Danish brand Hay returned to Milan for the first time since 2008, setting up shop, literally, in a clean white exhibition space off Via Ciovassino in Brera. The pop-up mini market allowed visitors to buy textiles and accessories from Hay and the brand’s new spin-off project with Sebastian Wrong, Wrong for Hay. The rest of the two-storey space was used to display new work from Stefan Diez, Nathalie Du Pasquier and Bernhard Willhelm as well as established pieces.
British furniture brand Modus introduced the Lily Chair (pictured) by Michael Sodeau, a compact lounge chair with a moulded shell featuring a high back and armrests. A variety of base options includes a timber, rod or swivel base, and the option to change both its interior and exterior fabrics further increases the design’s flexibility. Modus also presented the Move Chair by Jonathan Prestwich: a hybrid product made with short-term working in mind, it is intended to blend the comfort levels of a chair made for relaxation with the functionality of a task chair. Move has a backrest that flexes to suit different shapes, and to allow stretching and reaching.
New Zealand design brand Resident presented lighting and furniture collection The Evidence at this year’s Edit. Cameron Foggo’s Scholar Table, made from a solid oak base and veneer top, joined Jamie McLellan’s Fibre Light Funnel pendant (which is made entirely from carbon fibre) and Simon James’ solid oak Tangerine high stool and Pick Up Sticks oak-framed armchair with removable seat.
Stands and showrooms in Milan seem to get more outlandish and artistic every year, and for 2014, Cassina came up trumps on both counts. A crowd-grabbing installation at the Italian brand’s Brera showroom (above) showed furniture by the late modernist pioneer Charlotte Perriand and fashion by Louis Vuitton, in a dark room dotted with dramatic and colourful LED-lit gazebos – very high-fashion. Its stand at the Salone, Floating Forest, designed by Japanese architect Sou Fujimoto, was more ethereal, with mirrored cubes and foliage hung from the ceiling above the new furniture. The cubes reflected images of the furniture and the visitors, creating an effect that was slightly disconcerting, but totally immersive.
Among the products showcased on the French stand at Superstudio Più this year was the Feuilleté armchair designed by Lili Gayman and Julie Arrivé. A handy gap between the frame and the seat leaves room to stuff a magazine or newspaper. Also on display at France Design’s second Milan outing was a range of school furniture and equipment – including a hexagonal tablet – from Eliumstudio.
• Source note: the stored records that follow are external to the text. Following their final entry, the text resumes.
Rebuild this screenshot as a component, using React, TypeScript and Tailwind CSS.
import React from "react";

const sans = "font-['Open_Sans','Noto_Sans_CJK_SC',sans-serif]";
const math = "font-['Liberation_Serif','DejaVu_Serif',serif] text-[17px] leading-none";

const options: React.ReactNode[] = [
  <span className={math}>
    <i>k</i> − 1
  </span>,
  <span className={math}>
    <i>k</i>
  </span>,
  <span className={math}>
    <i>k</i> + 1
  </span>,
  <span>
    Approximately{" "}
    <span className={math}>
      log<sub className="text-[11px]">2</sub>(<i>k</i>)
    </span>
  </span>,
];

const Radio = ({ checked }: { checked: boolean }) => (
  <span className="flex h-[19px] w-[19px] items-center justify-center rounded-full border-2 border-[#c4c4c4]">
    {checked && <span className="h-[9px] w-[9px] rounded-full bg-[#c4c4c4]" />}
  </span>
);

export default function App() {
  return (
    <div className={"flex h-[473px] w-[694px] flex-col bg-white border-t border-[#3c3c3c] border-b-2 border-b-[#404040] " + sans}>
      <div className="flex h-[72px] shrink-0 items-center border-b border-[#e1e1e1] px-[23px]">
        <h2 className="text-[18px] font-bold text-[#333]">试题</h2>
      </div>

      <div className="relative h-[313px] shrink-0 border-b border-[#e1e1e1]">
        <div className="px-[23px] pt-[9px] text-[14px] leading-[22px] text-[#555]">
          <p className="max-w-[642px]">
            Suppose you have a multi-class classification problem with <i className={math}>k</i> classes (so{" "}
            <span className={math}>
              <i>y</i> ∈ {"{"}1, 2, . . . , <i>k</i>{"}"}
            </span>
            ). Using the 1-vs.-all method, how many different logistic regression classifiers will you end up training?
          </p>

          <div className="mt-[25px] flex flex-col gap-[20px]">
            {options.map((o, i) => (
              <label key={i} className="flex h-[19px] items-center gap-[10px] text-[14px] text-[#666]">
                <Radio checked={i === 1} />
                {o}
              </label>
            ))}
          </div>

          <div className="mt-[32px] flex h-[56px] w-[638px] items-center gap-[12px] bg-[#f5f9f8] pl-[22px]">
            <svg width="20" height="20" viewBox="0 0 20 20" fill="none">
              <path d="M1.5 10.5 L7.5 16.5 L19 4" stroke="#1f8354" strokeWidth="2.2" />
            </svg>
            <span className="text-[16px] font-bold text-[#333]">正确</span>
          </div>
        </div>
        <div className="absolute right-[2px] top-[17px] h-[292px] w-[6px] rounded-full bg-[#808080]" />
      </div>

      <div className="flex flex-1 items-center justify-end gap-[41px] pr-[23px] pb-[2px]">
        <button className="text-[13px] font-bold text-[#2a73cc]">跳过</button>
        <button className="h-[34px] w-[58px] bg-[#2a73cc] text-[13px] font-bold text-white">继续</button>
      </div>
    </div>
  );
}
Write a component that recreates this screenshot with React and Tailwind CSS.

e15’s lighting range features five new collections, including a dramatic copper iteration of the North pendant light (above), designed by Hamburg-based design duo Eva Marguerre and Marcel Besau. German designer Michael Raasch contributed the slender Palo floor light (left), a powder-coated aluminium LED lamp with a visible cord, adjustable head and a marble foot in either white carrara or black marquina stone.
This range of furniture with integrated electronics was conceived by designers Claudio Larcher, Filippo Protasoni and Simone Simonelli with furniture brands Odone Marmi and Lilea Design. It includes Protasoni’s Refill seating, which features wireless charging and storage trays, and Rochetto, a powered table (left).
The bold, industrial-looking Bolt lamp range features signature wingnut fastenings to keep the head in position. The desk lamp version includes one with a clamp base and another with an articulated arm. Bolt was designed by Dutch designer Anton de Groof and his team at Tonone.